OECD loves to show off PISA in the US—because we are the biggest country in OECD and because we have generally avoided drinking the PISA Kool-Aid. However, be prepared for a big dose of PISA this year.
PISA day will include an official announcement by US Department of Education Secretary Arne Duncan and OECD Secretary-General Angel Gurria on the international results of the PISA and a discussion on the implications for US education policy. And get ready for a very special presentation by Andreas Schleicher, Deputy Director for Education and Skills, and Special Advisor on Education Policy to the Secretary-General of the OECD (they do love titles in OECD-land. But I suppose all these titles sum up to less than what Amanda Ripley at the Atlantic once dubbed Mr. Schleicher: “The World’s Schoolmaster”).
Before we bemoan the coming catastrophe foretold by the mediocre performance of the US on PISA, some perspective, please.
Yes the US ranks right in the middle of the pack of all the dozens upon dozens of countries whose students take PISA. But remember, we have been in the middle of the pack for all administrations of PISA since 2000 and any change in our overall PISA scores is not statistically insignificant.
Being stuck in the middle is probably better than the fate of Finland, which was a perennial top scorer (second only to Korea in 2009 in math) but now, with declining math scores, finds itself in the neighborhood of Poland and below Estonia. All my friends who trekked to Finland to study the miracle of Finland’s education system now have to go elsewhere. Maybe they could save money and go to Massachusetts or Connecticut both of which did quite well on.
Or consider Israel. It ranks even lower than the US in mathematics literacy. But that doesn’t seem to have impaired its ability to become an entrepreneurial, high tech hot house. And of course we need to consider Japan—a perennial high scorer on PISA since 2000. Would the US trade its economy for Japan’s, with its two decades of stagnation? For that matter, would the US trade positions with Korea or Singapore, where fertility rates hover around 1.0 foretelling economic problems that the US with its growing population will mostly avoid.

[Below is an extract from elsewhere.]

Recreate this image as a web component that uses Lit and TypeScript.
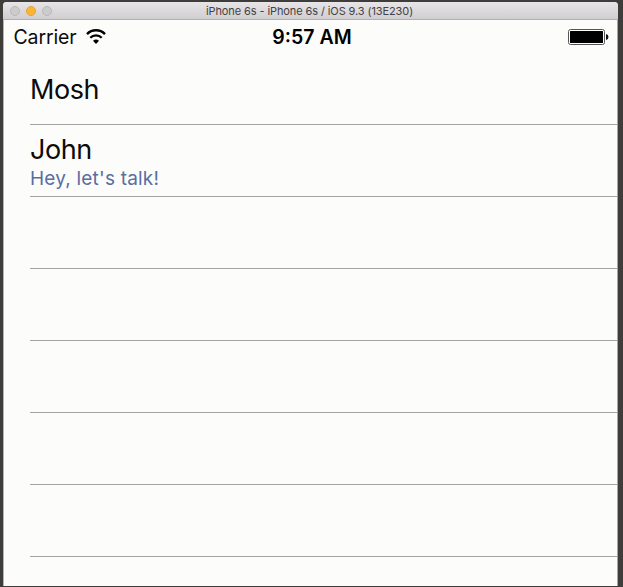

The point is simple: after a nation achieves some level of literacy, other factors matter far more than a high PISA score. The US has a dynamic economy built on entrepreneurial ambitions, free flowing capital, the rule of law, the fairly certain enforcement of contracts, historically high levels of interpersonal trust, favorable demographics—and a large population inhabiting a very large, resource rich continent. While we could bemoan our relatively mediocre performance on PISA, we should really be far more concerned with how we are wrecking the political and cultural environment that has made us the envy of the world—despite our PISA scores. Let Japan and Belgium and Poland beat us on PISA. Who cares?